One year after racial slurs were uttered at a hockey tournament in Charlottetown, Hockey PEI is again stickhandling tough questions after a wild brawl broke out Saturday at the same annual tournament.
Charlottetown Police were called at 7:30 p.m. after several fights were reported on the ice at the Bell Aliant Centre, where spectators eventually joined in the fracas at the conclusion of the game.
The melee at the Early Bird Tournament erupted during a game featuring under-18 players from P.E.I. and Nova Scotia, though they weren’t the same teams or affiliated organizations involved in last year’s mess.
“It appears that several players took part in fighting as officials tried to break them up, as spectators yelled from the stands,” Hockey PEI said Tuesday in an emailed statement. “All players from each team were on the ice during the time of the incident and some spectators did enter onto the ice.”
The municipal police force confirmed it was collecting statements and reviewing video recordings to determine if charges should be laid.
In December 2021, a 16-year-old Black minor league player — Mark Connors — was allegedly called the N-word at the same tournament, prompting the suspension of five players.
Hockey PEI responded by educating players and hiring consultants and experts to talk about diversity, equity and inclusion among players, association leaders and administrators. The governing body also introduced an independent safe-reporting system for its members.
Hockey PEI’s executive director, Connor Cameron, said the organization has made progress addressing tough issues this past year, but he said the events on the weekend felt like a step backwards.
“Hockey PEI continues to meet with different individuals and organizations to improve our game and hockey culture,” Cameron said in an email.
“Then you wake up on a Monday morning, and there’s four or five incident reports that have come across our desk, ones that should just never happen.

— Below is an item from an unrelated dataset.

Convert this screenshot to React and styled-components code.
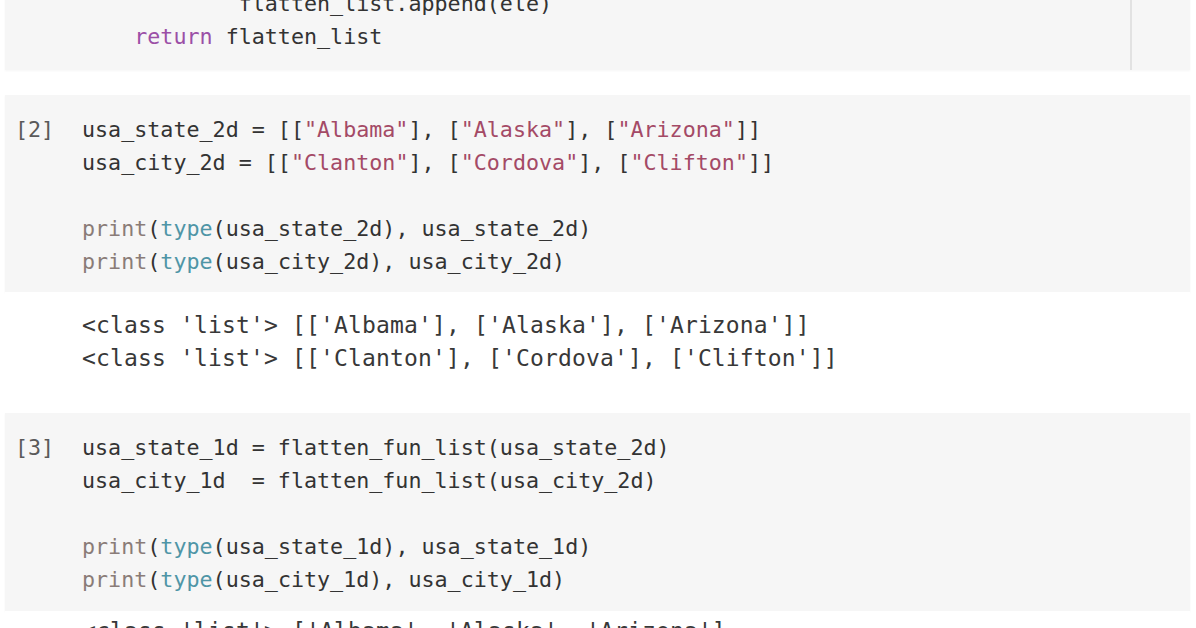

It’s extremely concerning and disappointing.”
The organization’s suspensions and discipline working groups will look into what happened Saturday. “It’s too early to say how the case will unfold,” the organization said.
Cameron also confirmed that Hockey PEI received complaints about several other incidents during the tournament, including the ejection of coaches, some of whom were coaching players as young as 10 years old.
“We are continuing to look at ways we can address the culture of violence in our game,” he said. “Abuse of players and officials, and overall vile behaviour, are at an all-time high right now …. Some of our membership — repeat offenders or not — cannot simply control their emotions and act in an appropriate manner.”